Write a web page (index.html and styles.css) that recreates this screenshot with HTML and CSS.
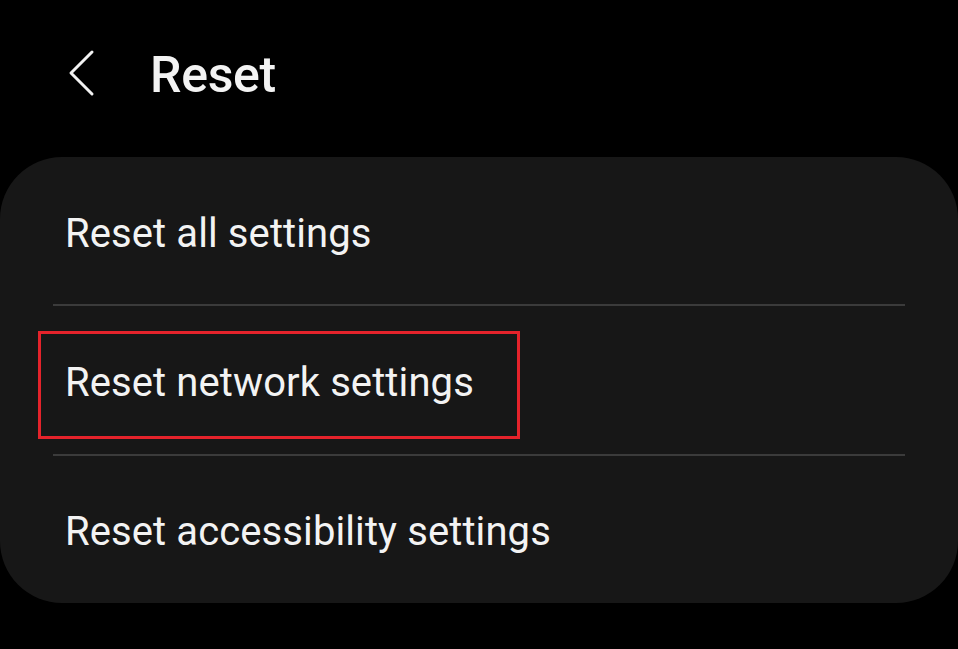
...
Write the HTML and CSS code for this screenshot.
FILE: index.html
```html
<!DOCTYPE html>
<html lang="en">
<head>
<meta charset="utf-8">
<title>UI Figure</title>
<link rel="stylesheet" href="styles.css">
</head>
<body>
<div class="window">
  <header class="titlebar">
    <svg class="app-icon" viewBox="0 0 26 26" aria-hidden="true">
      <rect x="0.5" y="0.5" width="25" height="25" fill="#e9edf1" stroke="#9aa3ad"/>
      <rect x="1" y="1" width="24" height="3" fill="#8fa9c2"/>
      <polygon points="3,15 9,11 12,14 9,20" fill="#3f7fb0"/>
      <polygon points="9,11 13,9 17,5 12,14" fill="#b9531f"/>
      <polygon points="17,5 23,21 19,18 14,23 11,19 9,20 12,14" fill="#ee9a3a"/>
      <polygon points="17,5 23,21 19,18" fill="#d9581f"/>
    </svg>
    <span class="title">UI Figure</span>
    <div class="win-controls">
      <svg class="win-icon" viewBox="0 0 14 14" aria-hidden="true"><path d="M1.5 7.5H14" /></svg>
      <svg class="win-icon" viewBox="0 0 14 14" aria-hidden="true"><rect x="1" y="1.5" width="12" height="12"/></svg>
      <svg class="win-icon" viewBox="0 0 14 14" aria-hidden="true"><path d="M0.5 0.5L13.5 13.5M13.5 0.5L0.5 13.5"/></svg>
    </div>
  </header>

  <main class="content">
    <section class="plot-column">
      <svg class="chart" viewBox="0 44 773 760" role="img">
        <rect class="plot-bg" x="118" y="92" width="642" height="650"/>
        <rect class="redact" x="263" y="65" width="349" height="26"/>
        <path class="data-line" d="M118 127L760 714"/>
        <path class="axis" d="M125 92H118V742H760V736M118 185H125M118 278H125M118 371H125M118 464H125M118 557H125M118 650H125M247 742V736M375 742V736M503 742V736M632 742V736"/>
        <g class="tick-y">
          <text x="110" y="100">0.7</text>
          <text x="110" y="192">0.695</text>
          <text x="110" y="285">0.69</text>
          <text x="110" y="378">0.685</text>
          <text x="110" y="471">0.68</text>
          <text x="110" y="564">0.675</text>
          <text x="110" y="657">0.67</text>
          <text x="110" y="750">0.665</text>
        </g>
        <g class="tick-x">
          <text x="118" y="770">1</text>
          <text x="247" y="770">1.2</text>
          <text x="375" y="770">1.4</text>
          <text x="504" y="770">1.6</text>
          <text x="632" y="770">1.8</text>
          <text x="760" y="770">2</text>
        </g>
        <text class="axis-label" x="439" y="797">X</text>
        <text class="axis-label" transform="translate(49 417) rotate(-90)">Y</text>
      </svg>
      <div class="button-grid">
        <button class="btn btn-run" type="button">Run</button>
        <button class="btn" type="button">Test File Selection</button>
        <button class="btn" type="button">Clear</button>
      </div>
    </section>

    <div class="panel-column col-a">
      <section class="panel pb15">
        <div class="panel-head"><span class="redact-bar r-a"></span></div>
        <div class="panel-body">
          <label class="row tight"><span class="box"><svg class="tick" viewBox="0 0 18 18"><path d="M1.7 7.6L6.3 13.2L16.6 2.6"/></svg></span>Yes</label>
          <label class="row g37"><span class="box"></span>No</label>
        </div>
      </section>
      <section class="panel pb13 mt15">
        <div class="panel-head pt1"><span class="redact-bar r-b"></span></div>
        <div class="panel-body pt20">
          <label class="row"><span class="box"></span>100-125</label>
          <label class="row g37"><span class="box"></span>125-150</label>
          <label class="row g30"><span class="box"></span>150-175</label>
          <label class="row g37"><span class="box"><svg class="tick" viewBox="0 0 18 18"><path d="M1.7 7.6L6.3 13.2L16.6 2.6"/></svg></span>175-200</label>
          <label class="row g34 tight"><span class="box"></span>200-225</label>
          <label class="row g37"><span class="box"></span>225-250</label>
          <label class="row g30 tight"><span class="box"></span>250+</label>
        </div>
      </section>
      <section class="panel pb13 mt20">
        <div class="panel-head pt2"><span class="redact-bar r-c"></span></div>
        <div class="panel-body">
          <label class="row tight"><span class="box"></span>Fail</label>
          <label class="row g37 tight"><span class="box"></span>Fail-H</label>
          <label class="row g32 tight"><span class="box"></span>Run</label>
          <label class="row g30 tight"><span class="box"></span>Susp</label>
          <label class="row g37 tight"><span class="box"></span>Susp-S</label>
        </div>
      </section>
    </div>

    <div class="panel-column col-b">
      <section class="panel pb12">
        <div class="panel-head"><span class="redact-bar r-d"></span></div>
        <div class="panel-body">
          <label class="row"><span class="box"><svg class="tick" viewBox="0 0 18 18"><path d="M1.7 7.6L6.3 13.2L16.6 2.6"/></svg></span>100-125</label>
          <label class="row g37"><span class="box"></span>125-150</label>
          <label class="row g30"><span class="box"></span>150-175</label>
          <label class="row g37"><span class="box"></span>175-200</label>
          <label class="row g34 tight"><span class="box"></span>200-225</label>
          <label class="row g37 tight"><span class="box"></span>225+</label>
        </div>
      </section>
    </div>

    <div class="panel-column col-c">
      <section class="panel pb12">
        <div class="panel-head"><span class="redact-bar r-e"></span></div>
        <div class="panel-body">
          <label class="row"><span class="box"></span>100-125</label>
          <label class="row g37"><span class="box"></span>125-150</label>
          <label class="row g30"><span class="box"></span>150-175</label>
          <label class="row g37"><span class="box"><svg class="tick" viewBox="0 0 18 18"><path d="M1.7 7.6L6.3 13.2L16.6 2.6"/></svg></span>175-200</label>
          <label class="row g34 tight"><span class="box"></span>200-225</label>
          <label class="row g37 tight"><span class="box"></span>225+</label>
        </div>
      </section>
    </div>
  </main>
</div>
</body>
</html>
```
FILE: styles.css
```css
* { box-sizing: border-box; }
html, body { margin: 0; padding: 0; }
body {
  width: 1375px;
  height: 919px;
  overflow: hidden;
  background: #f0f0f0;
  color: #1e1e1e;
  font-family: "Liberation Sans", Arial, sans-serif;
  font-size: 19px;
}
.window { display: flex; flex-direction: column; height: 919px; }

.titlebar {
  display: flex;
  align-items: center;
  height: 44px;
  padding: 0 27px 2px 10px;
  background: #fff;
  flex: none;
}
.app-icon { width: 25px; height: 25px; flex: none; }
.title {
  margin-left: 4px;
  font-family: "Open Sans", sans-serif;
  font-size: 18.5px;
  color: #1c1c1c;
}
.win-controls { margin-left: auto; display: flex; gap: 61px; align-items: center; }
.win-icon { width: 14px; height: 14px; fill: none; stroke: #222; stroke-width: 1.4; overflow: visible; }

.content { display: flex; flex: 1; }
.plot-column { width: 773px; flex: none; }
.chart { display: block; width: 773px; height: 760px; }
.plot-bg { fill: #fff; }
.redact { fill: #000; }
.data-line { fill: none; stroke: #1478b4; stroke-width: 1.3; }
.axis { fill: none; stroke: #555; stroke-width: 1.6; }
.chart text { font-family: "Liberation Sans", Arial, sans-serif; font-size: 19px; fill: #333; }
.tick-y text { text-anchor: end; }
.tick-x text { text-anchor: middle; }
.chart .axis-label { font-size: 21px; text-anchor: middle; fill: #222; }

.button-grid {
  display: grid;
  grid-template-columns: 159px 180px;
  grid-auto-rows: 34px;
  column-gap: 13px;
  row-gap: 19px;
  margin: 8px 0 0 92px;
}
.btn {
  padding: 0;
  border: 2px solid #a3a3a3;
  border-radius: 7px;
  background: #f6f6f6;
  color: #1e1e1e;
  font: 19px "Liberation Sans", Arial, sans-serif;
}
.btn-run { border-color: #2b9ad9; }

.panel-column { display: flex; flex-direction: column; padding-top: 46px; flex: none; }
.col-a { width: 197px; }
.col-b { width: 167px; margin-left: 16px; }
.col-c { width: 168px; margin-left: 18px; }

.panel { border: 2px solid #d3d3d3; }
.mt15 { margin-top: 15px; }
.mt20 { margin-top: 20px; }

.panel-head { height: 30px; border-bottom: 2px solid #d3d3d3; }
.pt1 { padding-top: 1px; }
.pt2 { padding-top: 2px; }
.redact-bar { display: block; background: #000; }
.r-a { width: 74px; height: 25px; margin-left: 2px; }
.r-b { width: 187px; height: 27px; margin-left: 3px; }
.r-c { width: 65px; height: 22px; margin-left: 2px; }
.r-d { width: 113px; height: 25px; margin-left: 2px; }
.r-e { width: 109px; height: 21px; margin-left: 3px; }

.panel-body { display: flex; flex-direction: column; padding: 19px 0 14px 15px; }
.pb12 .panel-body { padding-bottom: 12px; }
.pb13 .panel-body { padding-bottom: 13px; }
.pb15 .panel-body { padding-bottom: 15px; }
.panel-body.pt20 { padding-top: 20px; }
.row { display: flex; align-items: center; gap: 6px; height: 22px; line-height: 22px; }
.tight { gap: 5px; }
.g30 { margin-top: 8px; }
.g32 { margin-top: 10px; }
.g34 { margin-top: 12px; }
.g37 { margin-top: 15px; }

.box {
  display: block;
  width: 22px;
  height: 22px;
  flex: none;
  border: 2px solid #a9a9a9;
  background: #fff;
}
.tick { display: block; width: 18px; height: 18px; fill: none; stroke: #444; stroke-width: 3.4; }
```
---
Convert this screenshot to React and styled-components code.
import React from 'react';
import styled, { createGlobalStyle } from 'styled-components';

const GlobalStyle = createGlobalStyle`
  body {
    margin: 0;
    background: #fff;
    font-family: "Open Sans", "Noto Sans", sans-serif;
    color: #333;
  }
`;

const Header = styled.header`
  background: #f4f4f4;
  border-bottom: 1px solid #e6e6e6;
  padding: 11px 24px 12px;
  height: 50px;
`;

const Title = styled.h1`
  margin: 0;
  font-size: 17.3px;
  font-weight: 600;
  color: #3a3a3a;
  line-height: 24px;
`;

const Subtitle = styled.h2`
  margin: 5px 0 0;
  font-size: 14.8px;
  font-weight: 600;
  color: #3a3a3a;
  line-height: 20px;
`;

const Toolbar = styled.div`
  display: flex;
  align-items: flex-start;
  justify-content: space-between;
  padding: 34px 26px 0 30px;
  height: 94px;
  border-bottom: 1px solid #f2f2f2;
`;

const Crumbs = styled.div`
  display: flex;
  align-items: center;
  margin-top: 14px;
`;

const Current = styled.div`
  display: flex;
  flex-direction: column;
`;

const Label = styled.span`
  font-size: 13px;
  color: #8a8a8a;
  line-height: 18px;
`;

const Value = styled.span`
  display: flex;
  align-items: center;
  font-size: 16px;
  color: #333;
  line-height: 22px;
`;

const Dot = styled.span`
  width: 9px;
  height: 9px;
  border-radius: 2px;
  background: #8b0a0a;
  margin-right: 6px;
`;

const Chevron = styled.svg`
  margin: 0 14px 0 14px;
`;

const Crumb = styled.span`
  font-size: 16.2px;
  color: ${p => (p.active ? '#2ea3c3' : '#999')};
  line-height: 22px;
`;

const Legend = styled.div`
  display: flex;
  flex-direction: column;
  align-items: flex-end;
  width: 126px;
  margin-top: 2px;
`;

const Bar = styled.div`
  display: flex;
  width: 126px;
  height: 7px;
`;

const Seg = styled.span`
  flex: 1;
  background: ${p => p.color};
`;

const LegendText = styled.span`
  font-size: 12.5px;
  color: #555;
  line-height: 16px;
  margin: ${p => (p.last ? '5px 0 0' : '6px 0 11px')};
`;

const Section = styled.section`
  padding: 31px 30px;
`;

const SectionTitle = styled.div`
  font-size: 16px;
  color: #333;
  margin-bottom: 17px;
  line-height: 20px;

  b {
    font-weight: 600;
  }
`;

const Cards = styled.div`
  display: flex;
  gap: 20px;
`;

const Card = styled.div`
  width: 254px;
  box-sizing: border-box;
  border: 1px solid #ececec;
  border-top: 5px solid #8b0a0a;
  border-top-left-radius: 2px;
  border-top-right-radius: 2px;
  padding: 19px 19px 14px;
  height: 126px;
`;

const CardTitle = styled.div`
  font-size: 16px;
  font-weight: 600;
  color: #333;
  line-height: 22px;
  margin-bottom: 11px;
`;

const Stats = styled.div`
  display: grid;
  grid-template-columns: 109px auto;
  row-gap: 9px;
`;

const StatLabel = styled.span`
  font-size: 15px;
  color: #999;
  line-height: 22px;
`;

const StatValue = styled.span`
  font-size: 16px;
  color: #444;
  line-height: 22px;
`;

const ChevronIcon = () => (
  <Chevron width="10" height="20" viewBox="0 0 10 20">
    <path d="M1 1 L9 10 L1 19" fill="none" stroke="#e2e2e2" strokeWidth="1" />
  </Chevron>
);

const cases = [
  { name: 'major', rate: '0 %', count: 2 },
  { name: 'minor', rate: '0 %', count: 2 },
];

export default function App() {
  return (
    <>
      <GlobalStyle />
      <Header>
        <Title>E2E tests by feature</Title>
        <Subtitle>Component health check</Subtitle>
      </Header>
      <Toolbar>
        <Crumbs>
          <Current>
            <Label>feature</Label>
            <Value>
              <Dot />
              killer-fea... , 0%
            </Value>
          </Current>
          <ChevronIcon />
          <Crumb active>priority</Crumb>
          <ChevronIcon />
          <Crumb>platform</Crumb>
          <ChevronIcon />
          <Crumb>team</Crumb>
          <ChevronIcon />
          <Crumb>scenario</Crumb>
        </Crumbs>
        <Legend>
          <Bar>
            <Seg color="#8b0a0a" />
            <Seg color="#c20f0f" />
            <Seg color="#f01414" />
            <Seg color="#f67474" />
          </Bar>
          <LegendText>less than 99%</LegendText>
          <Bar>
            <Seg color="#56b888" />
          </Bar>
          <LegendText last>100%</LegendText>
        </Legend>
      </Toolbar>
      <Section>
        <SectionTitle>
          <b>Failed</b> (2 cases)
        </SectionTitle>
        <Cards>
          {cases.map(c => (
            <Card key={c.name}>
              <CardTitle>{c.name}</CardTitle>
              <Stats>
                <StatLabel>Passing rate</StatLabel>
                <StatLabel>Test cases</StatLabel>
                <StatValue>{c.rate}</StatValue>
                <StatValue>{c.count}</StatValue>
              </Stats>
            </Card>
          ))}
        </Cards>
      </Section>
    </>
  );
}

## Given exercise
Search the records above for "index". Copy each line where it is found.

## Full answer
Write a web page (index.html and styles.css) that recreates this screenshot with HTML and CSS.
FILE: index.html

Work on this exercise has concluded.